Dear 1997 CSHELL Users,
I have just commissioned the new Circular Variable Filters (CVFs) in the IRTF CSHELL spectrograph and am writing to inform you of the resultant instrument performance and the implications for your upcoming run.
I will start with a bit of history. CSHELL uses CVFs to separate (sort) orders so that only light from the desired wavelength is present in its single-order echelle spectra. Like all other similar IR spectrographs (CGS4, IRSHELL, etc.), CSHELL originally used "stock" CVFs for this purpose. Unfortunately, the substrates of stock CVFs function as cavities which harbor internal reflections, giving rise to constructive and destructive interference which is resolved out by echelle gratings and appears as a wave-like fringing pattern in high-resolution spectra.
Several years ago, several CSHELL users and I developed several narrow-band filters which eliminated this interference fringing problem, but only at individual wavelength settings. The trick in such a design is to never have 2 parallel surfaces in any filter substrate cavity, thereby preventing the conditions of interference. These designs were successful, so I started work on a similar CVF design shortly after the CSHELL upgrade in 1994. The NSF and NASA funded the construction of these filters in 1995, and they were (finally) delivered by the vendor (Optical Coating Laboratories, Inc.) in late 1996. I did some preliminary testing of these new CVFs in CSHELL in November (after which they were removed from CSHELL), but I was not able to adequately test them on the telescope until 11 February this year.
In a nutshell, the new CVFs work very well. The fringing is virtually eliminated; it is below 1% in raw spectra (not clearly detectable to the eye), and point-source spectra are flat-fielded very well by spectra of the continuum lamp (I have not tried this with extended sources yet). Additionally, the new CVFs have greater wavelength coverage (but with identical spectral range per exposure) than the original ones. It is now possible to take spectra over the continuous wavelength range of 0.93 - 5.5 microns. Furthermore, the new filters have better optimized bandpasses for adjacent-order rejection at short wavelengths. Therefore spectra (i.e., equivalent widths) of lines with wavelengths between about 1 and 1.6 microns should now be more accurate. Finally, the improved coatings of the new custom CVFs also provide slightly better transmission at wavelengths above about 1.3 microns, resulting in slightly higher S/N data (more on this later).

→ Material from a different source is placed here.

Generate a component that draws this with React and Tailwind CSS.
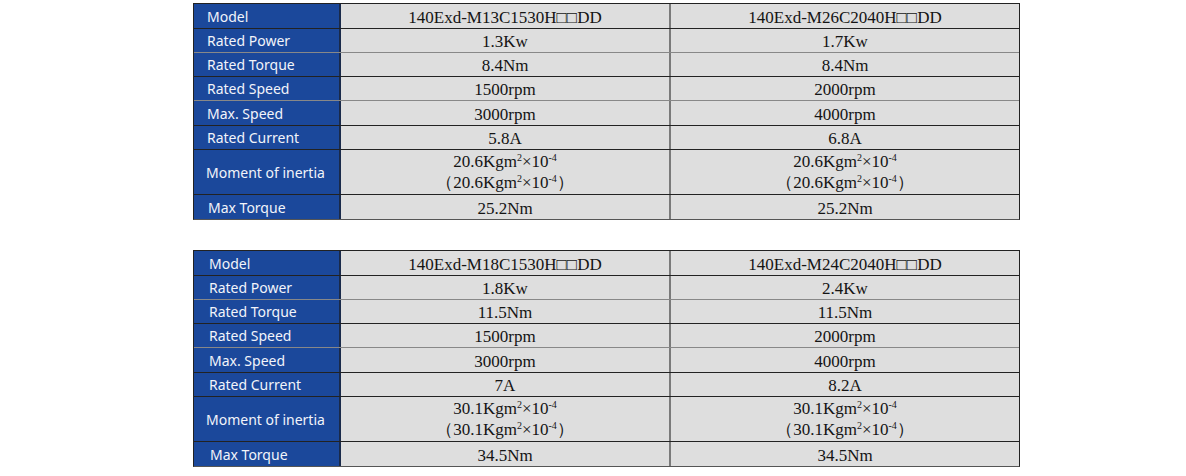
const tables = [
  {
    models: ["140Exd-M13C1530H□□DD", "140Exd-M26C2040H□□DD"],
    rows: [
      ["Rated Power", "1.3Kw", "1.7Kw"],
      ["Rated Torque", "8.4Nm", "8.4Nm"],
      ["Rated Speed", "1500rpm", "2000rpm"],
      ["Max. Speed", "3000rpm", "4000rpm"],
      ["Rated Current", "5.8A", "6.8A"],
    ],
    inertia: ["20.6", "20.6"],
    maxTorque: ["25.2Nm", "25.2Nm"],
  },
  {
    models: ["140Exd-M18C1530H□□DD", "140Exd-M24C2040H□□DD"],
    rows: [
      ["Rated Power", "1.8Kw", "2.4Kw"],
      ["Rated Torque", "11.5Nm", "11.5Nm"],
      ["Rated Speed", "1500rpm", "2000rpm"],
      ["Max. Speed", "3000rpm", "4000rpm"],
      ["Rated Current", "7A", "8.2A"],
    ],
    inertia: ["30.1", "30.1"],
    maxTorque: ["34.5Nm", "34.5Nm"],
  },
];

const rowHeights = ["h-[24px]", "h-[24px]", "h-[24px]", "h-[25px]", "h-[24px]"];
const rowBorders = ["border-[#888]", "border-[#222]", "border-[#888]", "border-[#222]", "border-[#222]"];

function Row({ label, a, b, h, border, pad = "pl-[13px]" }) {
  return (
    <div className={`grid grid-cols-[147px_330px_1fr] grid-rows-[minmax(0,1fr)] ${h} border-b ${border}`}>
      <div className={`bg-[#1b489b] text-[#f2f4fa] text-[14px] flex items-center ${pad} border-r-2 border-[#1a2a4a] font-['Noto_Sans',sans-serif]`}>
        {label}
      </div>
      <div className="bg-[#dedede] flex flex-col items-center justify-center pt-[2px] border-r-2 border-[#7a7a7a] text-[17px] text-[#141414] font-['Liberation_Serif',serif] leading-[19px]">
        {a}
      </div>
      <div className="bg-[#dedede] flex flex-col items-center justify-center pt-[2px] text-[17px] text-[#141414] font-['Liberation_Serif',serif] leading-[19px]">
        {b}
      </div>
    </div>
  );
}

function Inertia({ v }) {
  return (
    <>
      <div className="h-[21px]">
        {v}Kgm<sup className="text-[10px] top-[-6px]">2</sup>×10<sup className="text-[10px] top-[-6px]">-4</sup>
      </div>
      <div className="h-[21px]">
        （{v}Kgm<sup className="text-[10px] top-[-6px]">2</sup>×10<sup className="text-[10px] top-[-6px]">-4</sup>）
      </div>
    </>
  );
}

function SpecTable({ t, pad }) {
  return (
    <div className="w-[827px] border border-[#222] border-b-[#555] ml-[193px]">
      <Row label="Model" a={t.models[0]} b={t.models[1]} h="h-[25px]" border="border-[#222]" pad={pad} />
      {t.rows.map((r, i) => (
        <Row key={r[0]} label={r[0]} a={r[1]} b={r[2]} h={rowHeights[i]} border={rowBorders[i]} pad={pad} />
      ))}
      <Row
        label="Moment of inertia"
        a={<Inertia v={t.inertia[0]} />}
        b={<Inertia v={t.inertia[1]} />}
        h="h-[45px]"
        border="border-[#222]"
        pad="pl-[12px]"
      />
      <div className="grid grid-cols-[147px_330px_1fr] grid-rows-[minmax(0,1fr)] h-[24px]">
        <div className={`bg-[#1b489b] text-[#f2f4fa] text-[14px] flex items-center ${pad === "pl-[13px]" ? "pl-[14px]" : "pl-[16px]"} border-r-2 border-[#1a2a4a] font-['Noto_Sans',sans-serif]`}>
          Max Torque
        </div>
        <div className="bg-[#dedede] flex items-center justify-center pt-[2px] border-r-2 border-[#7a7a7a] text-[17px] text-[#141414] font-['Liberation_Serif',serif] leading-[19px]">
          {t.maxTorque[0]}
        </div>
        <div className="bg-[#dedede] flex items-center justify-center pt-[2px] text-[17px] text-[#141414] font-['Liberation_Serif',serif] leading-[19px]">
          {t.maxTorque[1]}
        </div>
      </div>
    </div>
  );
}

export default function App() {
  return (
    <div className="w-[1186px] h-[476px] bg-white pt-[3px] flex flex-col gap-[30px]">
      <SpecTable t={tables[0]} pad="pl-[13px]" />
      <SpecTable t={tables[1]} pad="pl-[15px]" />
    </div>
  );
}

However, all is not yet perfect with the new CVFs. One big change that you will see is that the fluxes recorded in flat field exposures of the continuum lamp and in wavelength calibration exposures of the arc lamps are about a factor of 2 lower than before (& also that much lower than the values predicted by the cal_lines program). This is what prevented me from releasing the filters before testing on the telescope. Apparently the optical path of the new filters is different enough from the old ones so that the focus of the lamps onto the slit is changed, reducing the amount of light detected from the lamps. This is of relatively little consequence as it only affects lamp exposures (and not astronomical ones), which are typically less than 10 seconds. Therefore plan on doubling your lamp exposure times for the immediate future.
The next significant problem with the new CVFs is that the middle segment, spanning the wavelengths 1.68 - 3.06 microns, seems to have a small thermal radiation leak near its lower edge (as seen in our VF quick-look data reduction program). Images taken through this segment have backgrounds which are 10 - 20 times higher in the lowest 5" - 8" of the slit than in the center region at short wavelengths (about 2.3 microns and below). The 2.4 - 3.0 micron wavelength region is less affected. The good news is that most or all of this light is diffracted away from the desired light by the grating and does not appear in the resultant spectrum (some light from adjacent orders will make it into the spectrum, but at lower intensity due to the grating blaze). I have measured contamination from this leak at several wavelengths to be 3% or less, and 60 second exposures of celestial objects show that there is no detectable increase in noise along the slit either (CSHELL is usually read noise limited in the near-IR). Thus it is not clear that this small light leak along the bottom 5" - 8" of the 30" long slit has any significant effect on CSHELL spectra. Furthermore, it can be COMPLETELY ELIMINATED by inserting a short-pass blocking filter in series with the CVF (e.g., select CVF/blocker in the filter menu). The filter wheel blocker does reduce throughput somewhat (12% at 1.68 microns; 15% @ 1.80; 19% @ 1.95; 22% @ 2.1; 25% @ 2.2; 29% @ 2.3; and 31% @ 2.4), but you should use it if you need to make very accurate equivalent width or absolute flux measurements. The short-pass filter in the shutter can be used instead, but this one seems to introduce a small amount of fringing (but has somewhat higher throughput).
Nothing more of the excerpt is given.